A professora da FMUSP Márcia Couto abriu as discussões tratando de seu tema de pesquisa: a hesitação vacinal.  Sobre isso, Márcia destacou as desigualdades e paradoxos acerca da cobertura vacinal, sobretudo a infantil. Historicamente, as campanhas antivacinas sempre estiveram relacionadas aos estratos mais baixos da sociedade brasileira. Contudo, desde 2012 – depois de longos anos de maior investimento na saúde pública –, a maior cobertura vacinal está justamente entre as populações de baixa renda, que continua participando de campanhas de vacinação até mesmo em períodos de repressão, como na ditadura militar. Para a professora, isso leva a uma questão paradigmática, sobre a qual os movimentos de saúde precisam se debruçar: a relação entre promoção do acesso a imunizantes e a maior aceitabilidade das vacinas.

Em seguida, o quilombola e membro do CONAQ Mateus Brito chama atenção a uma perspectiva ainda escassamente debatida: a de que o SUS é, também, uma conquista quilombola, que possibilitou essas comunidades a sobreviver frente a um racismo institucional que as colocou frente a uma realidade violenta e de mortes evitáveis. Mesmo com avanços, Mateus lembra que é preciso levar em conta que, por vivermos em uma sociedade com bases coloniais e racista, o SUS, enquanto uma de suas instituições, também foi estruturado a partir destas mesmas. “Olhar para o futuro do SUS é olhar para as desigualdades que devem ser enfrentadas, que atingem, principalmente, as populações mais vitimadas, que são as negras e indígenas”, diz ele. Neste contexto, Mateus não só explicita a urgência da criação da Política Nacional de Saúde Integral da População Quilombola (PNASQ), como elenca quatro principais dilemas a serem enfrentados para que o SUS passe a ter, de fato, a cara do povo brasileiro.

Luana Alves, psicóloga e vereadora de São Paulo pelo Psol, começou sua fala lembrando que o SUS, “muito mais processo do que coisa”, está e requer constante movimento. Isso significa tanto que ele é objeto de disputa política, quanto que acabar com as desigualdades na saúde requer ação. Neste contexto, se nosso sistema de saúde será, de fato, um redutor de desigualdades irá depender de como ele é pautado e estruturado, inclusive pelos próprios profissionais de saúde.
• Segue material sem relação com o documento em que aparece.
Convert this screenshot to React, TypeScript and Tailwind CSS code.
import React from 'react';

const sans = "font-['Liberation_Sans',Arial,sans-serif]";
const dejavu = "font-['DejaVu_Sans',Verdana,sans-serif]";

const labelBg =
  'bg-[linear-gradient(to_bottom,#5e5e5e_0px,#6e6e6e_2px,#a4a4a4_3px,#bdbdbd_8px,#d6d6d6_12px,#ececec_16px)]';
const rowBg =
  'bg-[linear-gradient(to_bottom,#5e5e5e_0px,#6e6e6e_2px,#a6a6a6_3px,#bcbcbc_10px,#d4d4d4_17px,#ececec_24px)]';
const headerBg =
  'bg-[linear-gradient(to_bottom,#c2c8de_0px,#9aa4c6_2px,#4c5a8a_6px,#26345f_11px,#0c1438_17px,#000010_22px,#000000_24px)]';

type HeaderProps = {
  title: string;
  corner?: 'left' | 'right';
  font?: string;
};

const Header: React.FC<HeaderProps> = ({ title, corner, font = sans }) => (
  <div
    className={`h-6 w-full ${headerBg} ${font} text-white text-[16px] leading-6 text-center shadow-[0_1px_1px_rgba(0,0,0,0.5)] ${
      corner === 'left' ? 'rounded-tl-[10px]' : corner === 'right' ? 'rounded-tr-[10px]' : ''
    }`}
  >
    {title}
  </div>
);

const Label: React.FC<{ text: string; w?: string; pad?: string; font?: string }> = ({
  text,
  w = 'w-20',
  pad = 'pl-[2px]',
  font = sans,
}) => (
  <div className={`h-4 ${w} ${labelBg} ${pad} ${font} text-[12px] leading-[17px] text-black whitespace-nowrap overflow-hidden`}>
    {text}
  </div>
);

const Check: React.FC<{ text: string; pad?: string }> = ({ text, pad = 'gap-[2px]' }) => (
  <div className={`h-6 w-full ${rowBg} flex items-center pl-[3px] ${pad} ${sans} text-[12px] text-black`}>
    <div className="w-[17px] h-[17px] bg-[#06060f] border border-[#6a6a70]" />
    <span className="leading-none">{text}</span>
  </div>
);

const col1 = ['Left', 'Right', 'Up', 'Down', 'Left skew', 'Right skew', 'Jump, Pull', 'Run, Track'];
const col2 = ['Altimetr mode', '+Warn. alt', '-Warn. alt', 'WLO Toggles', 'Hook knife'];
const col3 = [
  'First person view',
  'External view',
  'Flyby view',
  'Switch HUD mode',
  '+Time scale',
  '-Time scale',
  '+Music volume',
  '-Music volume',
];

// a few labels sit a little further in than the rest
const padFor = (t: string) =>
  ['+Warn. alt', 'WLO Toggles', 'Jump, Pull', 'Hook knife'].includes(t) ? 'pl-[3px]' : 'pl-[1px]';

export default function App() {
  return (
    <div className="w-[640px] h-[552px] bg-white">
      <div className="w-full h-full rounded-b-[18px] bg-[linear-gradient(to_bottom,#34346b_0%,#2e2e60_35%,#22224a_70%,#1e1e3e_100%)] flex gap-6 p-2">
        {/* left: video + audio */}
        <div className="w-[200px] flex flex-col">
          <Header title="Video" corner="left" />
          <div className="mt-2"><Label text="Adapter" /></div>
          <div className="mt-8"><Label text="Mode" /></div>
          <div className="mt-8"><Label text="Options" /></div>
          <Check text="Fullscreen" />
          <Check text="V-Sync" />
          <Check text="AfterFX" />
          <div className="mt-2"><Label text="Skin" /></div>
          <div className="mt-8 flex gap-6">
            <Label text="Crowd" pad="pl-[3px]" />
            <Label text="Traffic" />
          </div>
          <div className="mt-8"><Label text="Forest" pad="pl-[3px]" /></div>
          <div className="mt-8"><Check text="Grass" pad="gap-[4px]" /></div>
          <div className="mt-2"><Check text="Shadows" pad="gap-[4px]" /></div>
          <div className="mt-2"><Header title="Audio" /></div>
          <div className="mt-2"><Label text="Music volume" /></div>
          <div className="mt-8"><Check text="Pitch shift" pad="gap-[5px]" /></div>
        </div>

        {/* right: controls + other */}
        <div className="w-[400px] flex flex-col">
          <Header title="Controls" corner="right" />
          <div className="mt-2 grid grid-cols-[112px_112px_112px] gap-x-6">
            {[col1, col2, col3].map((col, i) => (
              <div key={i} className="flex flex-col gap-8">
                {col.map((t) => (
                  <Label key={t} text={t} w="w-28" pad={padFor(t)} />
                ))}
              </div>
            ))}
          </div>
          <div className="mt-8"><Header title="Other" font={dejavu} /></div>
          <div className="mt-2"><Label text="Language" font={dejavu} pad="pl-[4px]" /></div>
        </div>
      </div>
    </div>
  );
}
Luana explica que, nas cidades pequenas, a atenção às desigualdades na saúde nem sequer existe, pois, uma vez que nelas a pasta é definida por parlamentares através de emendas muitas vezes maiores do que o próprio orçamento municipal, o SUS acaba tornando-se um mecanismo de propagação de poder da elite econômica.

Por fim, Rachel Gouveia, professora da UFRJ e ativista antimanicomial, ressalta a importância da compreensão da interseccionalidade, oriunda de bases de movimentos negros, para pensar as desigualdades na Atenção à Saúde e a própria reconstrução do nosso sistema de saúde. Estabelecendo as questões raciais como a espinha dorsal da construção do SUS, Rachel explica que as desigualdades na saúde e a questão interseccional já começam na própria divisão social, sexual e racial do trabalho sanitário, que determinou, por exemplo, que profissões relacionadas ao cuidado fossem relegadas a mulheres pretas e periféricas. “Esses dados também falam sobre hierarquização e dificuldades presentes no SUS”, lembra a professora. Para Rachel, construir um SUS antirracista é, antes de tudo, sobre resgatar práticas e saberes da medicina tradicional que sofreram um apagamento a partir da medicina tradicional – de bases coloniais e racistas.